At its heart, Karl Rove’s approach for the last 20 years has been an essentially class-based attack on Democrats – one that portrays them as representing an out-of-touch, educated elite who have little in common with average Americans. In this strategy, individual Democrats are not simply wrong about specific issues; their errors all arise from deep, pathological defects in their basic values and character.

This general strategy can be traced back to the campaigns of Richard Nixon and George Wallace in 1968 and 1972. But one of Rove’s distinct additions was to recognize that attacks on a candidates’ character must be psychologically plausible – they must be fine-tuned to exploit weaknesses the opposing candidate actually appears to reflect in his behavior.

In this regard, Rove has always had an exceptionally sinister aptitude (one that is reminiscent of Hannibal Lector’s perverse but penetrating form of psychological insight) for being able to recognize subtle human weaknesses and frailties. For example, although Al Gore and John Kerry were both products of relatively advantaged, prep school environments and were clearly not working class “ordinary guys”, they were nonetheless quite distinct. On the one hand Gore was vulnerable to being portrayed as somewhat pompous, self-important and egotistic. Kerry, in contrast, invited the caricature of being a long-winded, detached, emotionally remote New England Yankee. The overall class-based frame worked for both men, but the political hit-man’s art lay in recognizing and exploiting the subtle variations between them.

Obama presents an even more complex challenge. Although meditative, professorial, articulate and elegant, he nonetheless does not fit the image of a typical left-wing college professor (or, for that matter, of a Black militant, a well-to-do New York limousine liberal or corrupt Chicago pol).

The solution the Rove team developed, only days after taking control of the McCain campaign, was to portray Obama as a resident of the rarified world of the “Hollywood movie star liberals” – a pampered universe of exclusive health and exercise clubs, expensive hotel suites and fancy bottled water. The implication was that, like other Hollywood stars, Obama must be “self-infatuated and effete” or “vain and out of touch” or “effete, elite and equivocal” – in short, a weak and vain man without real character; a male fashion model living a movie stars’ life and not the real life of ordinary Americans.
This class-based caricature of Obama is important for the McCain campaign because it provides a critical psychological, character-based foundation to support a very disparate set of accusations – that he does not really care about America’s solders, that he lacks real patriotism, that he “plays the race card” and so on. Using this “typical Hollywood liberal” stereotype, it is not even necessary to explicitly contrast Obama with the “heartland virtues” of John McCain who the Rove team directly links with such traditional movie-hero figures as John Wayne.

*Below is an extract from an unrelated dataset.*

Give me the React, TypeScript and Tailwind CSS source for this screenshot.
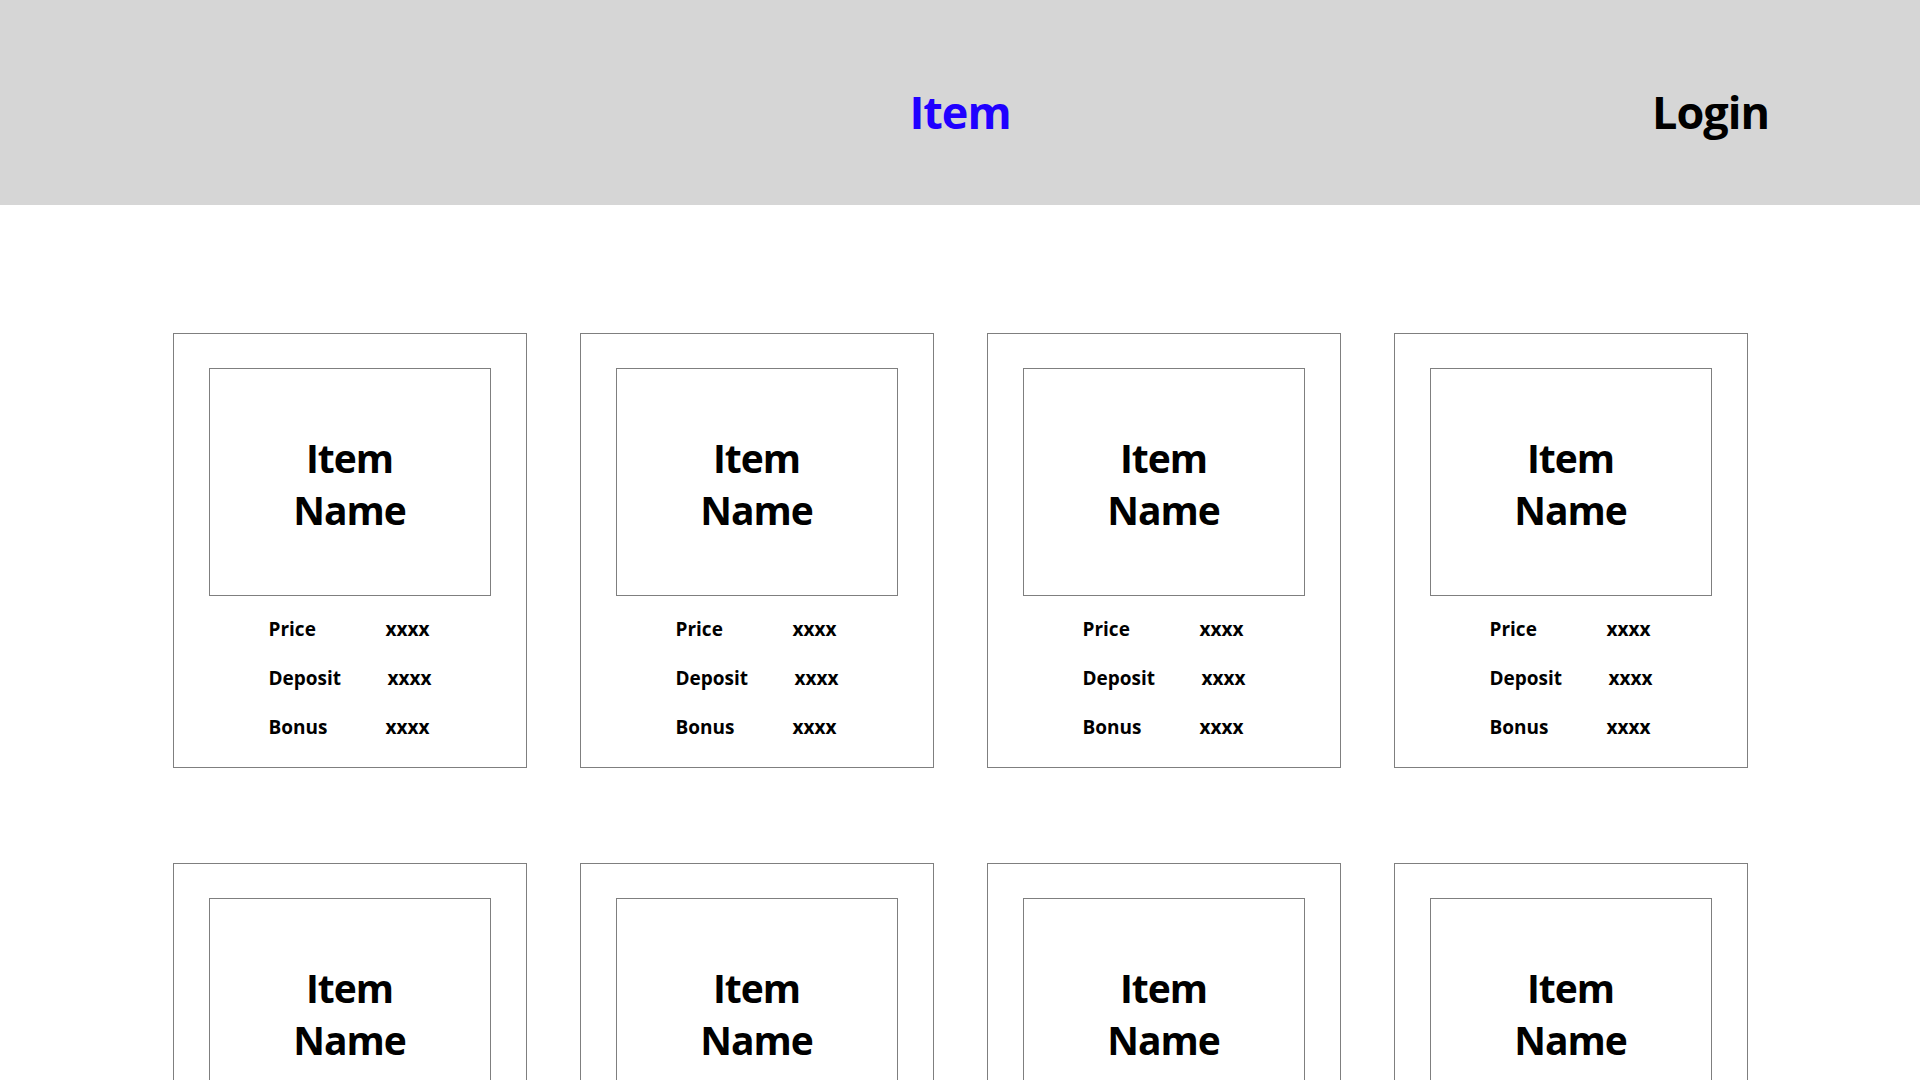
const items = Array.from({ length: 8 }, (_, i) => i);

function ItemCard() {
  return (
    <div className="w-[354px] h-[435px] border border-[#7f7f7f] px-[35px] pt-[34px]">
      <div className="w-[282px] h-[228px] border border-[#7f7f7f] flex items-center justify-center">
        <div className="pt-[4px] text-[39px] leading-[52px] tracking-[-1px] font-bold text-center text-black">
          Item
          <br />
          Name
        </div>
      </div>
      <div className="mt-[21px] pl-[60px] text-[19px] leading-[24px] font-bold text-black">
        <div className="flex h-[49px]">
          <span className="w-[117px]">Price</span>
          <span>xxxx</span>
        </div>
        <div className="flex h-[49px]">
          <span className="w-[119px]">Deposit</span>
          <span>xxxx</span>
        </div>
        <div className="flex h-[49px]">
          <span className="w-[117px]">Bonus</span>
          <span>xxxx</span>
        </div>
      </div>
    </div>
  );
}

export default function App() {
  return (
    <div className="min-h-screen bg-white font-['Open_Sans',sans-serif]">
      <header className="h-[205px] bg-[#d6d6d6] grid grid-cols-[1fr_auto_1fr] items-center pt-[18px]">
        <div />
        <a className="text-[45px] tracking-[-1px] font-bold text-[#2000ff]">Item</a>
        <a className="justify-self-end pr-[151px] text-[45px] tracking-[-1px] font-bold text-black">Login</a>
      </header>
      <main className="pt-[128px] pb-[120px]">
        <div className="w-[1575px] mx-auto grid grid-cols-4 gap-x-[53px] gap-y-[95px]">
          {items.map((i) => (
            <ItemCard key={i} />
          ))}
        </div>
      </main>
    </div>
  );
}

How can Obama best respond to this line of attack? The kernel of truth which the attack exploits is the fact that Obama is most obviously not an “ordinary” or “average” guy in any meaningful way and any attempt on his part to present himself as such necessarily appears completely unconvincing and condescending.

But it is a profound misunderstanding of “ordinary people” to think that they require a candidate to exactly resemble them in order for him or her to win their respect and support. On the contrary, individuals who excel and achieve success through hard work, perseverance and dedication are greatly admired by most Americans, so long as they continue to genuinely respect and care about ordinary voters if they enter political life. Average voters genuinely admire upward mobility and success if it is honestly and honorably achieved.

And in fact, Obama’s life story provides a powerful core narrative that supports precisely this alternative way of understanding him. It is composed of three elements:

1. A far from easy or pampered early life and a youth marked by confusion, mistakes, bad choices and lack of direction.
2. A remarkable personal turn-around, build on the foundation of the incredibly hard work, perseverance and dedication that is required to get a law degree at a top university.

3. A decision to turn his back on the “easy life” of a professor or private attorney and to try instead to find a role of service to the community.

This is simply not the life story of a typical pampered Hollywood star or vacuous celebrity. On the contrary, it is a quintessentially American success story of youthful error followed by redemption and success through hard work and an ultimate decision to seek a way to contribute to society.

The McCain campaign’s attempt to fit Obama into the “vacuous Hollywood star” framework simply will not stick if Obama’s unique biography can be correctly presented. Between now and the convention, Democrats must make a coordinated and concerted effort to define a simple core narrative along these lines – one that can be driven home every single time the McCain campaign attempts to stigmatize Obama with their utterly fraudulent depiction of his character.